Israel Materials 20 January 2011 00:08 (UTC +04:00)
An Israeli committee on Wednesday allowed a building project in the heart of Palestinian East Jerusalem to continue after a two-day suspension, despite a petition filed against it, dpa reported.
Israeli committee allows resumption of East Jerusalem project

An Israeli committee on Wednesday allowed a building project in the heart of Palestinian East Jerusalem to continue after a two-day suspension, despite a petition filed against it, dpa reported.

The petition against the construction of a Jewish apartment complex on the site of the historic Shepherd Hotel in the Arab neighbourhood of Sheikh Jarrah was filed by a non-governmental group which defends the rights of the Muslim minority in Israel.

A Jewish American businessman who bought the Shepherd Hotel in 1985 plans - along with an ultra-right Jewish organization, Ateret Cohanim - to build two apartment buildings.

They are to house some 20 Jewish families on the site of the hotel, built in the 1930s by a prominent Muslim religious leader, Grand Mufti Haj Amin al-Husseini.

In the petition to the appeals committee of Jerusalem municipality's planning branch, the Religious Council for Islamic Affairs in Israel argued that the Jewish apartment complex plan ran counter to international law.

But the committee advised the group to withdraw its complaint.

The building project has sparked international condemnation, which has been bluntly rejected by Israeli Prime Minister Benjamin Netanyahu. His office issued a statement clarifying the project was a private, not a government one and vowing that he would not interfere.

"There should be no expectation that the State of Israel will impose a ban on Jews purchasing private property in Jerusalem.
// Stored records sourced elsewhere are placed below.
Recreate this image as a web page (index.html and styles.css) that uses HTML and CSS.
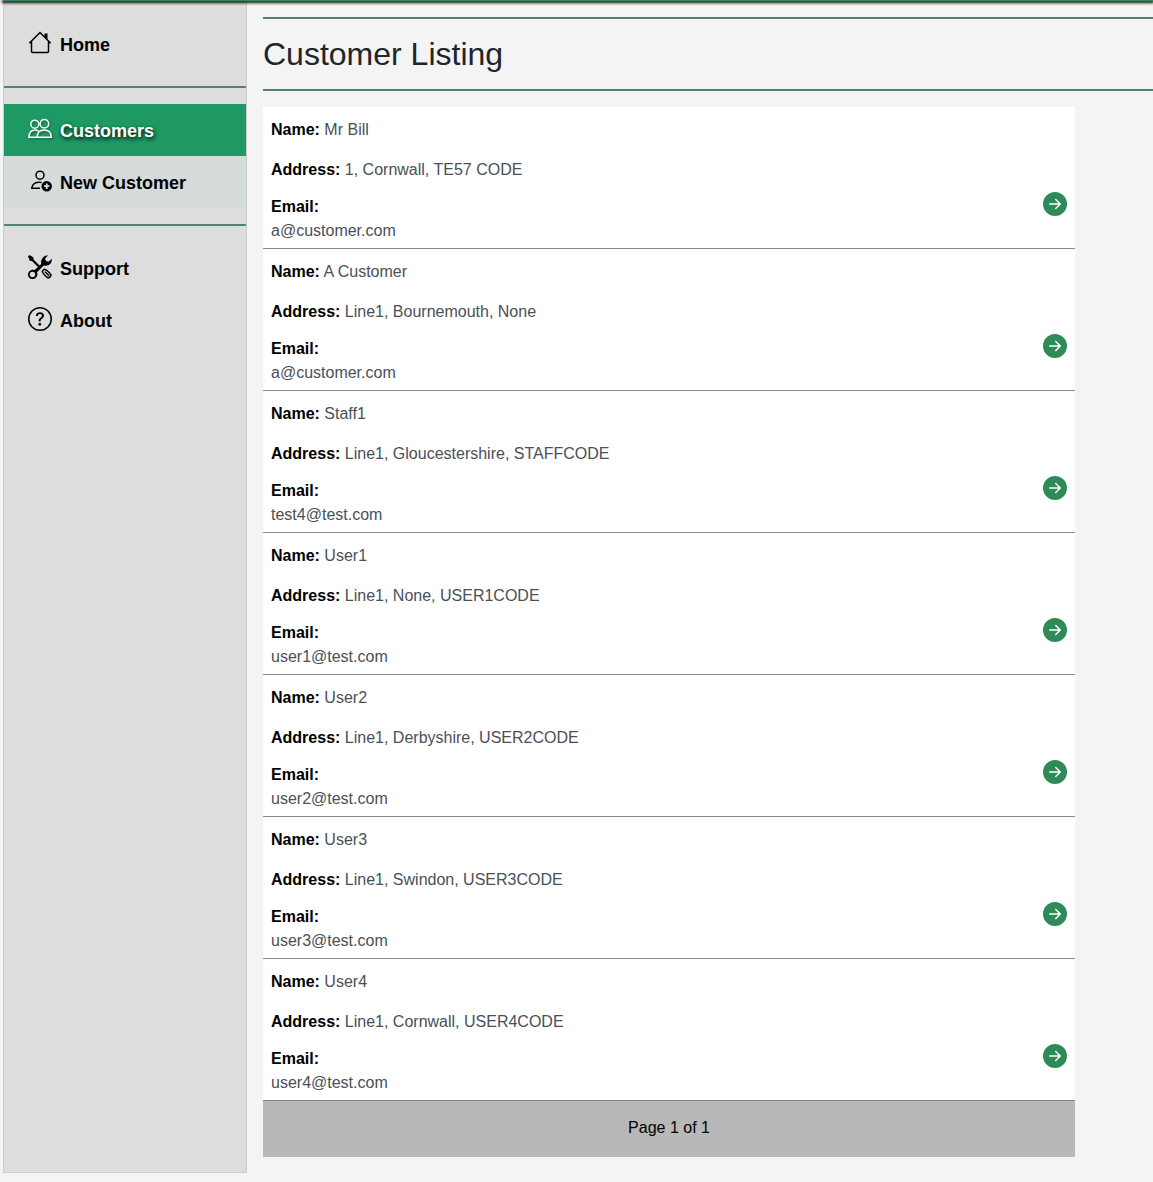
FILE: index.html
```html
<!DOCTYPE html>
<html lang="en">
<head>
<meta charset="utf-8">
<title>Customer Listing</title>
<link rel="stylesheet" href="styles.css">
</head>
<body>
<header class="topbar"></header>
<div class="layout">
<nav class="sidebar">
  <a class="nav-item"><svg class="icon" viewBox="0 0 24 24"><path d="M1.3 12.2 12 1.5l10.7 10.7M3.5 10.5V20.5a1 1 0 0 0 1 1h15a1 1 0 0 0 1-1V10.5"/><path class="solid" d="M16.5 2.5h3v6l-3-3z"/></svg><span>Home</span></a>
  <hr>
  <a class="nav-item active"><svg class="icon" viewBox="0 0 24 24"><circle cx="6.8" cy="7.2" r="4"/><circle cx="16.4" cy="6.8" r="4.3"/><path d="M9 20.2H1c0-5 2.3-7.3 6-7.3 1.4 0 2.6.4 3.5 1.2M9.2 20.2c0-4.8 2.6-7.2 7-7.2s7 2.400 7 7.200z"/></svg><span>Customers</span></a>
  <a class="nav-item sub"><svg class="icon" viewBox="0 0 24 24"><circle cx="12" cy="6.2" r="4"/><path d="M13.500 13.500c-6.500-.8-9.500 1.600-9.800 5.800H12"/><circle class="solid" cx="18.700" cy="17.200" r="5.200"/><path class="plus" d="M18.700 14.500v5.400M16 17.200h5.400"/></svg><span>New Customer</span></a>
  <hr>
  <a class="nav-item"><svg class="icon" viewBox="0 0 24 24"><path class="solid" d="M0 1.500 1.500 0 5.500 2.600v2l6 6 1.700-1.700c-.8-3.500 1.500-8.300 6.800-8.700l-3 3.500 1 2.200 2.500.8 3.300-3c.5 5-3.500 8-8.100 6.800L9 17.200c1.500 4-1.500 6.800-4.500 6.800C1.700 24 0 22 0 19.500c0-3 3-5.500 6.600-4.500l3.400-3-6-6H2z"/><circle class="hole" cx="4.500" cy="19.500" r="2.700"/><path d="m14.300 16.200 2-2c2 .2 4.500 2.800 6.500 5.200.7 1.500-1.700 4-3.300 3.300-2.400-2-5-4.500-5.200-6.500zM17 16.700l4 4"/></svg><span>Support</span></a>
  <a class="nav-item"><svg class="icon" viewBox="0 0 16 16"><path class="solid" d="M8 15A7 7 0 1 1 8 1a7 7 0 0 1 0 14m0 1A8 8 0 1 0 8 0a8 8 0 0 0 0 16"/><path class="solid" d="M5.255 5.786a.237.237 0 0 0 .241.247h.825c.138 0 .248-.113.266-.25.09-.656.54-1.134 1.342-1.134.686 0 1.314.343 1.314 1.168 0 .635-.374.927-.965 1.371-.673.489-1.206 1.060-1.168 1.987l.003.217a.25.25 0 0 0 .25.246h.811a.25.25 0 0 0 .25-.25v-.105c0-.718.273-.927 1.010-1.486.609-.463 1.244-.977 1.244-2.056 0-1.511-1.276-2.241-2.673-2.241-1.267 0-2.655.59-2.750 2.286m1.557 5.763c0 .533.425.927 1.010.927.609 0 1.028-.394 1.028-.927 0-.552-.420-.940-1.029-.940-.584 0-1.009.388-1.009.940"/></svg><span>About</span></a>
</nav>
<main class="content">
  <h1>Customer Listing</h1>
  <div id="list" class="list"></div>
</main>
</div>
<script src="app.js"></script>
</body>
</html>
```
FILE: styles.css
```css
* { box-sizing: border-box; }
body { margin: 0; background: #f4f4f4; font: 16px/24px "Liberation Sans", Arial, sans-serif; color: #212529; overflow: hidden; }
.topbar { position: relative; z-index: 1; height: 1px; margin-left: 3px; background: #2e8b57; box-shadow: 0 1px 3px 1px #000; }
.layout { display: flex; }
.sidebar { width: 244px; height: 1172px; margin-left: 3px; padding-top: 17px; background: #ddd; border: 1px solid #ccc; border-top: 0; }
.nav-item { display: flex; align-items: center; gap: 8px; height: 52px; padding: 0 24px; color: #000; font-size: 18px; font-weight: 700; }
.nav-item span { padding-top: 1px; }
.nav-item.active { background: #1e9964; color: #fff; text-shadow: 1px 2px 4px #000; }
.nav-item.sub { background: #d5dbda; }
hr { height: 2px; margin: 16px 0; border: 0; background: #52846a; }
.icon { width: 24px; height: 24px; margin-top: -2px; fill: none; stroke: currentColor; stroke-width: 1.500; flex: none; }
.icon .solid { fill: currentColor; stroke: none; }
.icon .hole { fill: #ddd; stroke: none; }
.icon .plus { stroke: #d5dbda; stroke-width: 1.800; }
.active .icon { filter: drop-shadow(1px 1px 1px #0006); }
.content { flex: 1; padding: 16px 0 0 16px; }
h1 { height: 74px; margin: 0 0 16px; border: solid #52846a; border-width: 2px 0; font-size: 32px; font-weight: 400; line-height: 70px; }
.list { width: 812px; background: #fff; }
.row { display: flex; justify-content: space-between; align-items: flex-end; height: 142px; padding: 0 8px 5px; border-bottom: 1px solid #888; color: #495057; }
.row p { margin: 0 0 16px; }
.row .email { margin: -3px 0 0; }
.row b { color: #000; }
.go { width: 24px; height: 24px; margin-bottom: 27px; fill: #2e8b57; }
.pager { height: 56px; line-height: 54px; text-align: center; background: #b8b8b8; color: #000; }
```
FILE: app.js
```js
const customers = [
  ["Mr Bill", "1, Cornwall, TE57 CODE", "a@customer.com"],
  ["A Customer", "Line1, Bournemouth, None", "a@customer.com"],
  ["Staff1", "Line1, Gloucestershire, STAFFCODE", "test4@test.com"],
  ["User1", "Line1, None, USER1CODE", "user1@test.com"],
  ["User2", "Line1, Derbyshire, USER2CODE", "user2@test.com"],
  ["User3", "Line1, Swindon, USER3CODE", "user3@test.com"],
  ["User4", "Line1, Cornwall, USER4CODE", "user4@test.com"]
];
document.getElementById("list").innerHTML = customers.map(([name, address, email]) => `
<section class="row"><div><p><b>Name:</b> ${name}</p><p><b>Address:</b> ${address}</p><p class="email"><b>Email:</b><br>${email}</p></div>
<svg class="go" viewBox="0 0 16 16"><path d="M8 0a8 8 0 1 1 0 16A8 8 0 0 1 8 0M4.500 7.500a.5.5 0 0 0 0 1h5.793l-2.147 2.146a.5.5 0 0 0 .708.708l3-3a.5.5 0 0 0 0-.708l-3-3a.5.5 0 1 0-.708.708L10.293 7.500z"/></svg></section>`).join("") + '<footer class="pager">Page 1 of 1</footer>';
```
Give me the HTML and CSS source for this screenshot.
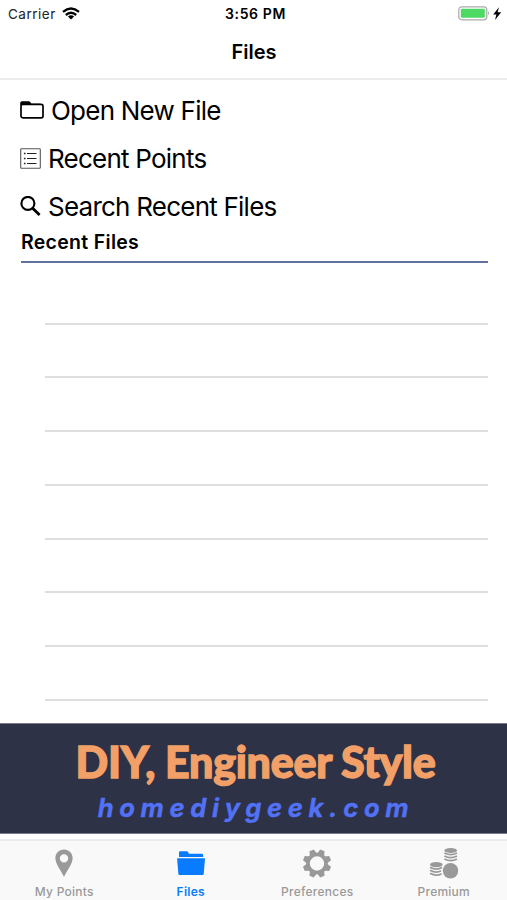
FILE: index.html
```html
<!DOCTYPE html>
<html lang="en">
<head>
    <meta charset="UTF-8">
    <meta name="viewport" content="width=device-width, initial-scale=1.0">
    <title>Files</title>
    <link rel="stylesheet" href="styles.css">
</head>
<body>
    <header>
        <div class="status">
            <div class="carrier">
                <span>Carrier</span>
                <svg width="18" height="13" viewBox="0 0 18 13" fill="none" stroke="#000" stroke-width="2.3">
                    <path d="M1 4.9Q9-1.9 17 4.9"/>
                    <path d="M3.8 8Q9 3.6 14.2 8"/>
                    <path d="M9 12.4L5.9 9.4Q9 7 12.1 9.4z" fill="#000" stroke="none"/>
                </svg>
            </div>
            <div class="time">3:56 PM</div>
            <div class="battery">
                <svg width="44" height="16" viewBox="0 0 44 16">
                    <rect x=".8" y=".8" width="28" height="13" rx="3" fill="#fff" stroke="#aaa" stroke-width="1.2"/>
                    <rect x="2.8" y="2.8" width="24" height="9" rx="1" fill="#4cd964"/>
                    <path d="M30 5.1q2 2.2 0 4.4z" fill="#aaa"/>
                    <path d="M41 1.2L35.2 8.400h3.200L37 14l6.200-7.800h-3.600z"/>
                </svg>
            </div>
        </div>
        <h1>Files</h1>
    </header>
    <main>
        <ul class="actions">
            <li>
                <svg width="24" height="18" viewBox="0 0 24 18">
                    <rect x="1" y="3.4" width="22" height="13.4" rx="1.8" fill="none" stroke="#000" stroke-width="1.7"/>
                    <path d="M.2 5V2Q.2.2 2 .2h6.8q1 0 1.6 1l1 1.5H20v1.2H.2z"/>
                </svg>
                <span>Open New File</span>
            </li>
            <li>
                <svg width="21" height="21" viewBox="0 0 21 21" fill="none" stroke="#222">
                    <rect x=".7" y=".7" width="19.6" height="19.6" rx=".8" stroke="#555" stroke-width="1.1"/>
                    <path d="M7 5.5h9.5M7 10.5h9.5M7 15.5h9.5"/>
                    <path d="M3.9 5.5h1.6M3.9 10.5h1.6M3.9 15.5h1.6" stroke-width="1.6"/>
                </svg>
                <span>Recent Points</span>
            </li>
            <li>
                <svg width="21" height="21" viewBox="0 0 21 21" fill="none" stroke="#000" stroke-width="2.1">
                    <circle cx="7.9" cy="7.4" r="6.5"/>
                    <path d="M12.4 11.9L19.6 19.1" stroke-width="2.8"/>
                </svg>
                <span>Search Recent Files</span>
            </li>
        </ul>
        <h2>Recent Files</h2>
        <ul class="recent">
            <li></li>
            <li></li>
            <li></li>
            <li></li>
            <li></li>
            <li></li>
            <li></li>
            <li></li>
        </ul>
    </main>
    <div class="banner">
        <div class="banner-title">DIY, Engineer Style</div>
        <div class="banner-site">homediygeek.com</div>
    </div>
    <nav>
        <a>
            <svg width="34" height="34" viewBox="0 0 34 34">
                <path fill-rule="evenodd" d="M17 3.6c-5 0-8.6 3.7-8.6 8.5C8.4 18.5 13.5 23.5 17 31c3.5-7.5 8.6-12.5 8.6-18.9 0-4.8-3.6-8.5-8.6-8.5zm0 4.6a4.2 4.2 0 1 1 0 8.400 4.200 4.200 0 0 1 0-8.400z"/>
            </svg>
            <span>My Points</span>
        </a>
        <a class="active">
            <svg width="34" height="34" viewBox="0 0 34 34">
                <path d="M5 11V6.5q0-1.2 1.2-1.2h6.6q1 0 1.4 1l.6 1.5h13q1.4 0 1.4 1.4V11z"/>
                <path d="M3.8 12.3h26.6q.7 0 .6.8l-1.3 14.8q-.1 1-1 1H5.4q-.9 0-1-1L3.1 13.1q-.1-.8.7-.8z"/>
            </svg>
            <span>Files</span>
        </a>
        <a>
            <svg width="34" height="34" viewBox="0 0 34 34">
                <circle cx="17" cy="17.5" r="9" fill="none" stroke="#999" stroke-width="3.6"/>
                <g transform="rotate(22.5 17 17.5)">
                    <path id="tooth" d="M13 8.8l1.7-5.5h4.6l1.7 5.5z"/>
                    <use href="#tooth" transform="rotate(45 17 17.5)"/>
                    <use href="#tooth" transform="rotate(90 17 17.5)"/>
                    <use href="#tooth" transform="rotate(135 17 17.5)"/>
                    <use href="#tooth" transform="rotate(180 17 17.5)"/>
                    <use href="#tooth" transform="rotate(225 17 17.5)"/>
                    <use href="#tooth" transform="rotate(270 17 17.5)"/>
                    <use href="#tooth" transform="rotate(315 17 17.5)"/>
                </g>
            </svg>
            <span>Preferences</span>
        </a>
        <a>
            <svg width="34" height="34" viewBox="0 0 34 34">
                <circle cx="23.5" cy="24.8" r="7.7"/>
                <ellipse cx="23.7" cy="4.5" rx="6.3" ry="2.6"/>
                <path d="M17.4 7q6.3 3.4 12.6 0M17.4 10q6.3 3.4 12.6 0M17.4 13q6.3 3.4 12.6 0" fill="none" stroke="#999" stroke-width="1.7"/>
                <ellipse cx="9.3" cy="18.7" rx="6.3" ry="2.6"/>
                <path d="M3 21.3q6.3 3.4 12 .3M3 24.3q6.3 3.4 11 .5M3 27.3q6.3 3.4 11.6.4" fill="none" stroke="#999" stroke-width="1.7"/>
            </svg>
            <span>Premium</span>
        </a>
    </nav>
</body>
</html>
```
FILE: styles.css
```css
*{margin:0;padding:0;box-sizing:border-box}
body{
    display: flex;
    flex-direction: column;
    height: 900px;
    overflow: hidden;
    background-color: #fff;
    color: #000;
    font-family: Inter, sans-serif;
}
ul{
    list-style: none;
}
svg{
    display: block;
    flex-shrink: 0;
}
header{
    height: 80px;
    border-bottom: 2px solid #ececec;
}
.status{
    display: grid;
    grid-template-columns: 1fr auto 1fr;
    align-items: center;
    height: 27px;
    padding: 0 5px 0 8px;
    font-size: 13.5px;
}
.carrier{
    display: flex;
    gap: 6px;
    align-items: center;
    color: #222;
    letter-spacing: .5px;
}
.time{
    padding-left: 1px;
    font-size: 14px;
    font-weight: 600;
    letter-spacing: .6px;
}
.battery{
    justify-self: end;
}
h1{
    padding-left: 1px;
    font-size: 20px;
    line-height: 51px;
    font-weight: 600;
    text-align: center;
}
main{
    height: 643px;
    padding: 6px 19px 0 20px;
}
.actions li{
    display: flex;
    align-items: center;
    gap: 7px;
    height: 48px;
    font-size: 26px;
    letter-spacing: -.77px;
}
h2{
    height: 33px;
    margin-left: 1px;
    border-bottom: 2px solid #60719d;
    font-size: 19.5px;
    line-height: 24px;
    font-weight: 600;
    letter-spacing: .3px;
}
.recent{
    padding: 7.8px 0 0 25px;
}
.recent li{
    height: 53.75px;
    border-bottom: 2px solid #dedede;
}
.banner{
    height: 111px;
    border-top: 1px solid #777b87;
    border-bottom: 1px solid #777b87;
    background-color: #2d3246;
    text-align: center;
}
.banner-title{
    padding: 11px 0 0 4px;
    font-family: Lato, sans-serif;
    font-size: 43px;
    line-height: 54px;
    font-weight: 900;
    letter-spacing: -.3px;
    color: #f2a067;
    -webkit-text-stroke: 1.3px #f2a067;
}
.banner-site{
    padding: 2px 0 0 5px;
    font-size: 25.5px;
    line-height: 34px;
    font-weight: 700;
    font-style: italic;
    letter-spacing: 5.7px;
    color: #5371f5;
    -webkit-text-stroke: .4px #5371f5;
}
nav{
    display: grid;
    grid-template-columns: repeat(4, 1fr);
    height: 61px;
    margin-top: 5px;
    padding-left: 1px;
    border-top: 2px solid #ececf0;
    background-color: #f9f9f9;
}
nav a{
    display: flex;
    flex-direction: column;
    align-items: center;
    padding-top: 5px;
    font-size: 12px;
    line-height: 24px;
    font-weight: 500;
    letter-spacing: .25px;
    color: #999;
    fill: #999;
}
nav a.active{
    color: #087bff;
    fill: #087bff;
    font-weight: 600;
}
```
No democratic government would impose such a ban on Jews and Israel will certainly not do so," it insisted.

US Secretary of State Hillary Rodham Clinton said Washington was "very concerned" the planned Jewish apartment complex in East Jerusalem, which the Palestinians want as the capital of their future state.

In a statement, she said the move contradicted "the logic of a reasonable and necessary agreement" between Israel and the Palestinians on the status of Jerusalem, and "undermines peace efforts to achieve the two state-solution."

Israeli contractors 10 days ago demolished part of the historic hotel to make way for the new apartments.